HC Deb 23 July 1987 vol 120 cc482-4
Q5. Mr. Teddy Taylor

asked the Prime Minister if she will invite the European Council to secure a report from the Commission on the operation and effectiveness of the strict budgetary controls agreed by the Council on 4 December 1984 before the Council gives further consideration to the Commission's proposals for extra funding linked to strict budgetary controls: and if she will make a statement.

The Prime Minister

The Commission reported on budget discipline in its two February papers on future financing of the Community. In the light of discussion at the June European Council it has undertaken to bring forward further proposals shortly. I made it clear that before the question of increasing Community resources can be addressed we must agree on effective and binding controls over Community spending, particularly agricul-tural spending.

Mr.
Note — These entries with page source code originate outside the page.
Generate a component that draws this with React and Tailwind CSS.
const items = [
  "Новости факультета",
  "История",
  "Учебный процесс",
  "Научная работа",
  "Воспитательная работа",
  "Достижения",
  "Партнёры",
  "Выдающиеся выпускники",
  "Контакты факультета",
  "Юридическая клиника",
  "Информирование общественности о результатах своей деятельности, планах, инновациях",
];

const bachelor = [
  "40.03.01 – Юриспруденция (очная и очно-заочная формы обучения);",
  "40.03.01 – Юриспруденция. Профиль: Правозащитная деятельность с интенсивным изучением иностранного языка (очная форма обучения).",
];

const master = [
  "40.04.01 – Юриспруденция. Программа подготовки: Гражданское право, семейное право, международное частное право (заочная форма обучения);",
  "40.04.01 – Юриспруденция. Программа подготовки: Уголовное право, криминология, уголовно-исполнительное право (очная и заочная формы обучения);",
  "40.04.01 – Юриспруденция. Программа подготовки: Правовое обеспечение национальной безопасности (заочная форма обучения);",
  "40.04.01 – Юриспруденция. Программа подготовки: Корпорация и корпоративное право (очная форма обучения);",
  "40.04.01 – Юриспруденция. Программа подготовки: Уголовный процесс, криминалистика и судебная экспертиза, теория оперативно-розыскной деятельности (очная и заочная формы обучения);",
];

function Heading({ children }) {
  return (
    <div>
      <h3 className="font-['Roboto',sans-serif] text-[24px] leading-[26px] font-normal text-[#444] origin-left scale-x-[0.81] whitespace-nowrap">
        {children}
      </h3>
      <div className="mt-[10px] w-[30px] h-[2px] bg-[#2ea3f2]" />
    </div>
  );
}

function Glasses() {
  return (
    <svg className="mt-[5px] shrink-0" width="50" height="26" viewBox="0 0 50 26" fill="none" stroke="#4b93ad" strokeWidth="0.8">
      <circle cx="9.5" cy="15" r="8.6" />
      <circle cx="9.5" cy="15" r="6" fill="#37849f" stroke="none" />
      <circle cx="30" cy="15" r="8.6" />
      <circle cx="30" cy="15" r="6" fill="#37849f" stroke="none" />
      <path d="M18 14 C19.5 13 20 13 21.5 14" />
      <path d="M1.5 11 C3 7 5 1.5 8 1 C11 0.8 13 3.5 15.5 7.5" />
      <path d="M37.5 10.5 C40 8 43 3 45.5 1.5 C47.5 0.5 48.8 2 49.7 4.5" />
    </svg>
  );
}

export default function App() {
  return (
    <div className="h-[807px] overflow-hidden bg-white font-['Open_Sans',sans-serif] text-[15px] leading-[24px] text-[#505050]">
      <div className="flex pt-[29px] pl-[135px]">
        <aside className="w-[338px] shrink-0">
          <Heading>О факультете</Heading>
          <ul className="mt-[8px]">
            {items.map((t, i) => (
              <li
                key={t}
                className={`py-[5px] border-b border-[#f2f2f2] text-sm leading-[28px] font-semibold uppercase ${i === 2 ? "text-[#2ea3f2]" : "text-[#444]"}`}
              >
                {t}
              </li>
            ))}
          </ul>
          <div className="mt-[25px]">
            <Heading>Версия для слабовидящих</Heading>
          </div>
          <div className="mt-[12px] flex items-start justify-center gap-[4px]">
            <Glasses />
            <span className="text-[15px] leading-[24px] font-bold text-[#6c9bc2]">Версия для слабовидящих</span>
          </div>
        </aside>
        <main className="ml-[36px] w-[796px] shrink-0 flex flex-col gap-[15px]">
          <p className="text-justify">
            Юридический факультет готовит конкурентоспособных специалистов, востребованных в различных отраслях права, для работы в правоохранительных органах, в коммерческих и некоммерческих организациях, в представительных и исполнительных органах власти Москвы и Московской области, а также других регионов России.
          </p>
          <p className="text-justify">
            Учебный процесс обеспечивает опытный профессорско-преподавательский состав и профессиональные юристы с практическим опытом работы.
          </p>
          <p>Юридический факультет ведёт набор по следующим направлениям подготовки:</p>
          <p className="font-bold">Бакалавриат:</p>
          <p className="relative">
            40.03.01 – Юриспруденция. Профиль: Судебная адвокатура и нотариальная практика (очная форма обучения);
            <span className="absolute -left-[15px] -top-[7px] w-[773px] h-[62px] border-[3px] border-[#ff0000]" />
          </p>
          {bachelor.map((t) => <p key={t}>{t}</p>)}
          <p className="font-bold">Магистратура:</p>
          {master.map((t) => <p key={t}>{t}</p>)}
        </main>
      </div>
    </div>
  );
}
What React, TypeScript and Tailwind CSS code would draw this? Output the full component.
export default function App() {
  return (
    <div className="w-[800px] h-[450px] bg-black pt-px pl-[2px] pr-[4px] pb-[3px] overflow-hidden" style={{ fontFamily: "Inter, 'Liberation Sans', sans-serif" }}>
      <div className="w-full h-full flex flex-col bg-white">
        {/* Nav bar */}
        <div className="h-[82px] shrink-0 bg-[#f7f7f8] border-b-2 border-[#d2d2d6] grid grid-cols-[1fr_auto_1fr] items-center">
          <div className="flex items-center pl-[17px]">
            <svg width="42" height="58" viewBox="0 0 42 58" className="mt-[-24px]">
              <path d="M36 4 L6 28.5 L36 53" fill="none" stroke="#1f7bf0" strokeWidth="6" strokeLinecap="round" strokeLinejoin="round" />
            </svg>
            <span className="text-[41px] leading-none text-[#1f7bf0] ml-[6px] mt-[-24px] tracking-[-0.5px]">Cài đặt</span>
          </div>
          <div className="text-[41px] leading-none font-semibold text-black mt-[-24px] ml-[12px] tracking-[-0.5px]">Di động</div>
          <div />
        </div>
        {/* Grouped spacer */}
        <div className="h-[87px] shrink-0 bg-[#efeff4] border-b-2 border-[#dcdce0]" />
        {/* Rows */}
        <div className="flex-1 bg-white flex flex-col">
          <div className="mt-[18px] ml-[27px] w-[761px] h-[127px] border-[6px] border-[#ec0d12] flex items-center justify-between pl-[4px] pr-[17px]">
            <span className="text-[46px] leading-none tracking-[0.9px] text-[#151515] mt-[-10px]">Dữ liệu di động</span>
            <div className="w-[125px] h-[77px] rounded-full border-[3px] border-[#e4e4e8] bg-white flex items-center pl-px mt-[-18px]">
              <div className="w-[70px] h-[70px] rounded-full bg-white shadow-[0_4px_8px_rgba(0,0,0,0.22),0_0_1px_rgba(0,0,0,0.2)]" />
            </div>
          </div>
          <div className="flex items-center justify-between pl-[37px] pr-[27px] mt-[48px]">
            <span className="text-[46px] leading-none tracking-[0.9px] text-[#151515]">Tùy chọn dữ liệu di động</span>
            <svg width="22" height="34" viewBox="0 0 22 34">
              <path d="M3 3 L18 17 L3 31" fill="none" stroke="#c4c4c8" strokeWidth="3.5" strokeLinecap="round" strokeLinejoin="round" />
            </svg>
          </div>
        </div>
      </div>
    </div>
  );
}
Taylor

As the last round of "effective, binding controls" produced, instead of restraint, a series of accounting devices, of which even Liverpool councillors would be ashamed, and an escalation in the cost of food dumping and food destruction to £240 million a week, with the Soviet Union and the Mafia being major beneficiaries, will my right in saying hon. Friend agree to stand firm in December and, instead of giving more money to the uncontrollable CAP, propose that we should return agricultural responsibility to member states?

The Prime Minister

I confess that I have some degree of sympathy with some of my hon. Friend's points—as one usually has. He is quite right in saying that we did not get a binding arrangement for financial discipline on the last occasion, and we must have it on this occasion. I do not think that we can abolish the common agricultural policy. There may have to be a degree of national financing, but it would have to be within a Community framework. My hon. Friend will know — he knows the common agricultural policy very well—that if one looks back to the treaty there is absolutely nothing wrong with the common agricultural policy. It is the way in which it has been operated in practice that we wish to cure.

Several Hon. Members

rose

Mr. Speaker

I warn the House that this is not an open question.

Mr. Cryer

Is not the common agricultural policy a disaster? The Prime Minister makes a great pretence of being concerned about the complete lack of budgetary control, but will not the farm agreement cost this country £600 million this year and many more millions of pounds next year? As we have such a huge balance of trade deficit in manufactured goods, will the Prime Minister explain to the House clearly and succinctly what benefits we get from the Common Market, because it costs about £500 million to £1 billion to be a member of this absurd organisation?

The Prime Minister

No. I think that the original reason why we went in, and it was agreed by most hon. Members on both sides of the House that it was wise to go in, was a political one—that we should be part of the European Community. The Community's original purpose was to ensure not only that there was an Economic Community but that nations which had hitherto fought one another should in future work together in peace and for greater prosperity for them all.